**Task details**.
Search the data for the word "styles" and copy every line where it occurs.

**Information shown**.

- - - - -

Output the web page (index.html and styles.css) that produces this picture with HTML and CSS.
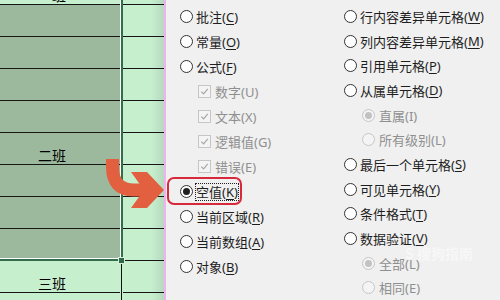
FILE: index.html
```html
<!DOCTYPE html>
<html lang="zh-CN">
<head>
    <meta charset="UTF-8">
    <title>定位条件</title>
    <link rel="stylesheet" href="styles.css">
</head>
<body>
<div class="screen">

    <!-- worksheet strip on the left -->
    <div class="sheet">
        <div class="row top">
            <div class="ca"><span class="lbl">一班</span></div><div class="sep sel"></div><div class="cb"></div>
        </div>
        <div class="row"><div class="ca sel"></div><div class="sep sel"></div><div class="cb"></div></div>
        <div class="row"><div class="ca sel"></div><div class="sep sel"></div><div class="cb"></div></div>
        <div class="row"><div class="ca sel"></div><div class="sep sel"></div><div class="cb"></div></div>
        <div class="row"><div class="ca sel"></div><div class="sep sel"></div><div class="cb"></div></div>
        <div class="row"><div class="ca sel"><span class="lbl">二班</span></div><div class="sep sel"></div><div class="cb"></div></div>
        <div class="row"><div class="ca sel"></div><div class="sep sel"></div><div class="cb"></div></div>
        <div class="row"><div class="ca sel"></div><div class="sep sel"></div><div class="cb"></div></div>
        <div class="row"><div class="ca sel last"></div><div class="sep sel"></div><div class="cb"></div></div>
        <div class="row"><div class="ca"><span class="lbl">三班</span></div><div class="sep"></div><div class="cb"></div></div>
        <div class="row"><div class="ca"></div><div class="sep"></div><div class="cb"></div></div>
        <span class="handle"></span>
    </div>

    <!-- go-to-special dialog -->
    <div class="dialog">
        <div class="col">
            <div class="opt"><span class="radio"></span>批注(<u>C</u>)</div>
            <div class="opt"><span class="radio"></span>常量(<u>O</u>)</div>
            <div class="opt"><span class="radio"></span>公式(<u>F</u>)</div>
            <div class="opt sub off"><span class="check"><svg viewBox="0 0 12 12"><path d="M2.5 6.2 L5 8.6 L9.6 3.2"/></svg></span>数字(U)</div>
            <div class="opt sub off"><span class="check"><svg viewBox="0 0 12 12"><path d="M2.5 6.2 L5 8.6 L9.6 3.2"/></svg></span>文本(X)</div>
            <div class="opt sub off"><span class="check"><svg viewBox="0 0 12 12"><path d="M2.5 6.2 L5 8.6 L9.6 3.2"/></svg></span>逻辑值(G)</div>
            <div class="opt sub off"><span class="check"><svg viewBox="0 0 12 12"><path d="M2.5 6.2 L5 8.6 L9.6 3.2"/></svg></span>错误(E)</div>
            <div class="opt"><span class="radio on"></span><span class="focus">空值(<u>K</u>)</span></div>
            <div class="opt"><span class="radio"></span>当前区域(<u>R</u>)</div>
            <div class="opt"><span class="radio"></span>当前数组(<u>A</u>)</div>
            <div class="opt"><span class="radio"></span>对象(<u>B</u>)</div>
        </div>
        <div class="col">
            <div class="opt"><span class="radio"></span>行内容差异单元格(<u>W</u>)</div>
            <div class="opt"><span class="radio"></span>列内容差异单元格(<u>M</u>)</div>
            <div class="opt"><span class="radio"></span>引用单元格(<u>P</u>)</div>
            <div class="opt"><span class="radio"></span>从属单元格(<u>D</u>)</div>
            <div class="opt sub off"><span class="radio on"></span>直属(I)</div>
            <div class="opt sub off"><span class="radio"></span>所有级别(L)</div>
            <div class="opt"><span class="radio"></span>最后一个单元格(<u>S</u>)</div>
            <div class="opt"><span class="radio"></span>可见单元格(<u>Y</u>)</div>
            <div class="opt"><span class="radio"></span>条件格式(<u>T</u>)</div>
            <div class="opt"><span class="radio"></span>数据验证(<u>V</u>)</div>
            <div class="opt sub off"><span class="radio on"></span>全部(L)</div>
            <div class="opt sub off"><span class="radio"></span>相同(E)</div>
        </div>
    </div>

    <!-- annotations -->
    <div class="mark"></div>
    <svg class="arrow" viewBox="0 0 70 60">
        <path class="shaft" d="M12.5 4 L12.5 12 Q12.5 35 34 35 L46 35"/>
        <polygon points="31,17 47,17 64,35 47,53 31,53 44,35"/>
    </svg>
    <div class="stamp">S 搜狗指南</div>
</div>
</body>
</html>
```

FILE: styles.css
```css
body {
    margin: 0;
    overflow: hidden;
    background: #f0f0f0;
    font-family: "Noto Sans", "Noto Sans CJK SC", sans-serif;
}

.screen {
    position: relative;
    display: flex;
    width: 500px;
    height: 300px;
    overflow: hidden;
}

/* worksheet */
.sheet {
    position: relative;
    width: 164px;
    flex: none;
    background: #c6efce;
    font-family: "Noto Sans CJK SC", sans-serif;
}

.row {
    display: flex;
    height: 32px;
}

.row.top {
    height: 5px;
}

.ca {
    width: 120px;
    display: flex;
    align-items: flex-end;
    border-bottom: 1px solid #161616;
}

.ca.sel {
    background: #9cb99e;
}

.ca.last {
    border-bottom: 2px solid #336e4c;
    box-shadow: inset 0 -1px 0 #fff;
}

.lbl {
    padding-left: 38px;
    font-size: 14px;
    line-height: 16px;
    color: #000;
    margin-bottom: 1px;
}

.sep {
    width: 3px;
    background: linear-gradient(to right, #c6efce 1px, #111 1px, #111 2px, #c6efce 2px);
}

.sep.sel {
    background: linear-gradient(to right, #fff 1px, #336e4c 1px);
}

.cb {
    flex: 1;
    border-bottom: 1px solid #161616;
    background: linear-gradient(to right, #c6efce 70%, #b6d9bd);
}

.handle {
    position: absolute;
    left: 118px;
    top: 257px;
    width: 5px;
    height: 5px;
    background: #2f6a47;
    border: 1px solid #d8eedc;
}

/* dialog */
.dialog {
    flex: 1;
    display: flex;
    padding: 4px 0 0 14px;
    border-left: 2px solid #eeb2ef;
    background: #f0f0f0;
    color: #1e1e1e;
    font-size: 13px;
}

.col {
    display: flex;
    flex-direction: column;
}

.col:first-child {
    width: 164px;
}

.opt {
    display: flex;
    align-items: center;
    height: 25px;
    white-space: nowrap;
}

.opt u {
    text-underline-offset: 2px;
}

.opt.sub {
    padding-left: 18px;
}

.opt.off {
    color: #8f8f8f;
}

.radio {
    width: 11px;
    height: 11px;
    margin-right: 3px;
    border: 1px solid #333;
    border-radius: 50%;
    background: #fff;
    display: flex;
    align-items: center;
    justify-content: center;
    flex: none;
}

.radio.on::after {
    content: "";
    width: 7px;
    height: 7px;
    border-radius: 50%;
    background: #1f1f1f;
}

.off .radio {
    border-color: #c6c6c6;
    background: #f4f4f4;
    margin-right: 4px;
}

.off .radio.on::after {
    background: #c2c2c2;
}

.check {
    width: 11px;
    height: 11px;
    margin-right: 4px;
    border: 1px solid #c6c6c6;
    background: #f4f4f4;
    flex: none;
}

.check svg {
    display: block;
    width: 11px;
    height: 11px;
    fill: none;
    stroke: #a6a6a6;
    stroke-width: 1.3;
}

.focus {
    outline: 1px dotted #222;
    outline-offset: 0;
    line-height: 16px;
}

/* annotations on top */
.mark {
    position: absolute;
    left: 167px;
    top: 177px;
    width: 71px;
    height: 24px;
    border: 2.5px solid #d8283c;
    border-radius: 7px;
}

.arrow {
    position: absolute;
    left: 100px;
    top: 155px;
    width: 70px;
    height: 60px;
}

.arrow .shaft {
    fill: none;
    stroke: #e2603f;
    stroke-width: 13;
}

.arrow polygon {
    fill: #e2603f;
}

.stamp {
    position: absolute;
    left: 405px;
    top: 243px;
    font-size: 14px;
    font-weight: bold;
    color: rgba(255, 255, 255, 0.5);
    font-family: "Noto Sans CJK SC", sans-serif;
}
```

- - - - -

**Response for this exercise**.
Output the web page (index.html and styles.css) that produces this picture with HTML and CSS.
    <link rel="stylesheet" href="styles.css">
FILE: styles.css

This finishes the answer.